-- Start Data excerpt --

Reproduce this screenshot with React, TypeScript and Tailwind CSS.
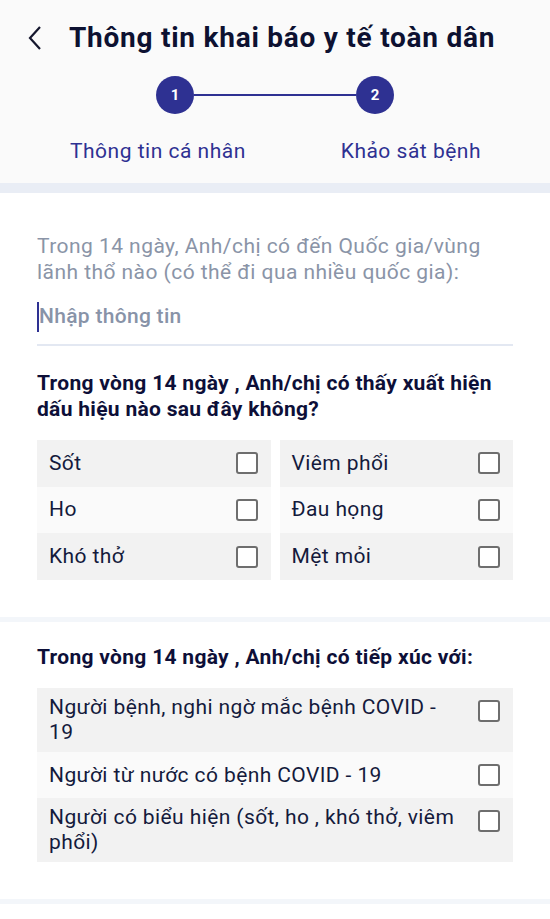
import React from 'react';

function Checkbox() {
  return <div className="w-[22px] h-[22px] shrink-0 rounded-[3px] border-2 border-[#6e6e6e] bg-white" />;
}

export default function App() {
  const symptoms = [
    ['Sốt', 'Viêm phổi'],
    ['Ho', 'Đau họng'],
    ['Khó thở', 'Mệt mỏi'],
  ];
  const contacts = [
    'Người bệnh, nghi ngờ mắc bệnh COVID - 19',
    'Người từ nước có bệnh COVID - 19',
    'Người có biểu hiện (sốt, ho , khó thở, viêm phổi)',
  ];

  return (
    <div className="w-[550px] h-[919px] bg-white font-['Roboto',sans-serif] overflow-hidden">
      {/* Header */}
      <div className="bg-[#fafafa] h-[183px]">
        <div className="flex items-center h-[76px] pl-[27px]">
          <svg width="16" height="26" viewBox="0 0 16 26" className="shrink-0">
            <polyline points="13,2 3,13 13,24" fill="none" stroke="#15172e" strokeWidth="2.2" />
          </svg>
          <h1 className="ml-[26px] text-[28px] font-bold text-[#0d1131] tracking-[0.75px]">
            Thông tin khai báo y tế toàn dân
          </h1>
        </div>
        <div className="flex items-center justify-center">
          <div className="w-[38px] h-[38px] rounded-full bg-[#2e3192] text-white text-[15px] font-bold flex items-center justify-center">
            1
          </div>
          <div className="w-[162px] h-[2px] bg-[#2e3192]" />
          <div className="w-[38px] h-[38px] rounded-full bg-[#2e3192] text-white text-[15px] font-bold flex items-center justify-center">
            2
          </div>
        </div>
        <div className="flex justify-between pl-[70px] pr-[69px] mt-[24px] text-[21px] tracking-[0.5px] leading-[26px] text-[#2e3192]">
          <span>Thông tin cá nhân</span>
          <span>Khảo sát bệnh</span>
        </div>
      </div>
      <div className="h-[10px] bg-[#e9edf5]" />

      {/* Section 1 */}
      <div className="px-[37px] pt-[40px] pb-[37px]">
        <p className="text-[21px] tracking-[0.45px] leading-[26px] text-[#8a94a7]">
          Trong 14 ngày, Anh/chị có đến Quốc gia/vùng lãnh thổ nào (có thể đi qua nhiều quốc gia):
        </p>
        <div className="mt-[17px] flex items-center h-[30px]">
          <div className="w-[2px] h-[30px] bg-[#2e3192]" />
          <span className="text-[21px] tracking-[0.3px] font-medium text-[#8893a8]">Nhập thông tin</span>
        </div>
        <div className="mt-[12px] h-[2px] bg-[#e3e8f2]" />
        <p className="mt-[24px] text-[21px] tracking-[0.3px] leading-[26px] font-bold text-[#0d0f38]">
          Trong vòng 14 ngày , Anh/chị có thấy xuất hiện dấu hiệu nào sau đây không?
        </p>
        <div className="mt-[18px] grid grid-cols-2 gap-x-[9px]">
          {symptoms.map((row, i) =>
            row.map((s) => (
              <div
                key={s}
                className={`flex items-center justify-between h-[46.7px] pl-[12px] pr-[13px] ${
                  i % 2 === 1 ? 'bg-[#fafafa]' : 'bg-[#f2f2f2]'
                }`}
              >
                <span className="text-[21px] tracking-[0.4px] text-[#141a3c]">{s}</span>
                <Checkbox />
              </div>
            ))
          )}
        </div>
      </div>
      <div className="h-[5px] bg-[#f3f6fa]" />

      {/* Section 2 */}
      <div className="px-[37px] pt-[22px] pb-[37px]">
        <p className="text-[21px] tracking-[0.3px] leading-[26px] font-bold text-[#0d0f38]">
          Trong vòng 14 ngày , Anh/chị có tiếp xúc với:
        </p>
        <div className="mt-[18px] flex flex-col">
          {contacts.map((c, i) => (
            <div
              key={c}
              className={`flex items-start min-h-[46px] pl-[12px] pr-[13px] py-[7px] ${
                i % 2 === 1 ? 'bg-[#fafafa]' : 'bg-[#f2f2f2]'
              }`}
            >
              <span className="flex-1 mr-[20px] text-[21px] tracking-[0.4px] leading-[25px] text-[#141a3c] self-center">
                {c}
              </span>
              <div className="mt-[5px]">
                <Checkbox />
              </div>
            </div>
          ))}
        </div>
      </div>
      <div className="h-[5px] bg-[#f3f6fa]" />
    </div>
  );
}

-- End Data excerpt --

▶ [Short problem]
Restate the listing above word for word, and skip the pictures.

▶ [Written solution]
Reproduce this screenshot with React, TypeScript and Tailwind CSS.
import React from 'react';

function Checkbox() {
  return <div className="w-[22px] h-[22px] shrink-0 rounded-[3px] border-2 border-[#6e6e6e] bg-white" />;
}

export default function App() {
  const symptoms = [
    ['Sốt', 'Viêm phổi'],
    ['Ho', 'Đau họng'],
    ['Khó thở', 'Mệt mỏi'],
  ];
  const contacts = [
    'Người bệnh, nghi ngờ mắc bệnh COVID - 19',
    'Người từ nước có bệnh COVID - 19',
    'Người có biểu hiện (sốt, ho , khó thở, viêm phổi)',
  ];

  return (
    <div className="w-[550px] h-[919px] bg-white font-['Roboto',sans-serif] overflow-hidden">
      {/* Header */}
      <div className="bg-[#fafafa] h-[183px]">
        <div className="flex items-center h-[76px] pl-[27px]">
          <svg width="16" height="26" viewBox="0 0 16 26" className="shrink-0">
            <polyline points="13,2 3,13 13,24" fill="none" stroke="#15172e" strokeWidth="2.2" />
          </svg>
          <h1 className="ml-[26px] text-[28px] font-bold text-[#0d1131] tracking-[0.75px]">
            Thông tin khai báo y tế toàn dân
          </h1>
        </div>
        <div className="flex items-center justify-center">
          <div className="w-[38px] h-[38px] rounded-full bg-[#2e3192] text-white text-[15px] font-bold flex items-center justify-center">
            1
          </div>
          <div className="w-[162px] h-[2px] bg-[#2e3192]" />
          <div className="w-[38px] h-[38px] rounded-full bg-[#2e3192] text-white text-[15px] font-bold flex items-center justify-center">
            2
          </div>
        </div>
        <div className="flex justify-between pl-[70px] pr-[69px] mt-[24px] text-[21px] tracking-[0.5px] leading-[26px] text-[#2e3192]">
          <span>Thông tin cá nhân</span>
          <span>Khảo sát bệnh</span>
        </div>
      </div>
      <div className="h-[10px] bg-[#e9edf5]" />

      {/* Section 1 */}
      <div className="px-[37px] pt-[40px] pb-[37px]">
        <p className="text-[21px] tracking-[0.45px] leading-[26px] text-[#8a94a7]">
          Trong 14 ngày, Anh/chị có đến Quốc gia/vùng lãnh thổ nào (có thể đi qua nhiều quốc gia):
        </p>
        <div className="mt-[17px] flex items-center h-[30px]">
          <div className="w-[2px] h-[30px] bg-[#2e3192]" />
          <span className="text-[21px] tracking-[0.3px] font-medium text-[#8893a8]">Nhập thông tin</span>
        </div>
        <div className="mt-[12px] h-[2px] bg-[#e3e8f2]" />
        <p className="mt-[24px] text-[21px] tracking-[0.3px] leading-[26px] font-bold text-[#0d0f38]">
          Trong vòng 14 ngày , Anh/chị có thấy xuất hiện dấu hiệu nào sau đây không?
        </p>
        <div className="mt-[18px] grid grid-cols-2 gap-x-[9px]">
          {symptoms.map((row, i) =>
            row.map((s) => (
              <div
                key={s}
                className={`flex items-center justify-between h-[46.7px] pl-[12px] pr-[13px] ${
                  i % 2 === 1 ? 'bg-[#fafafa]' : 'bg-[#f2f2f2]'
                }`}
              >
                <span className="text-[21px] tracking-[0.4px] text-[#141a3c]">{s}</span>
                <Checkbox />
              </div>
            ))
          )}
        </div>
      </div>
      <div className="h-[5px] bg-[#f3f6fa]" />

      {/* Section 2 */}
      <div className="px-[37px] pt-[22px] pb-[37px]">
        <p className="text-[21px] tracking-[0.3px] leading-[26px] font-bold text-[#0d0f38]">
          Trong vòng 14 ngày , Anh/chị có tiếp xúc với:
        </p>
        <div className="mt-[18px] flex flex-col">
          {contacts.map((c, i) => (
            <div
              key={c}
              className={`flex items-start min-h-[46px] pl-[12px] pr-[13px] py-[7px] ${
                i % 2 === 1 ? 'bg-[#fafafa]' : 'bg-[#f2f2f2]'
              }`}
            >
              <span className="flex-1 mr-[20px] text-[21px] tracking-[0.4px] leading-[25px] text-[#141a3c] self-center">
                {c}
              </span>
              <div className="mt-[5px]">
                <Checkbox />
              </div>
            </div>
          ))}
        </div>
      </div>
      <div className="h-[5px] bg-[#f3f6fa]" />
    </div>
  );
}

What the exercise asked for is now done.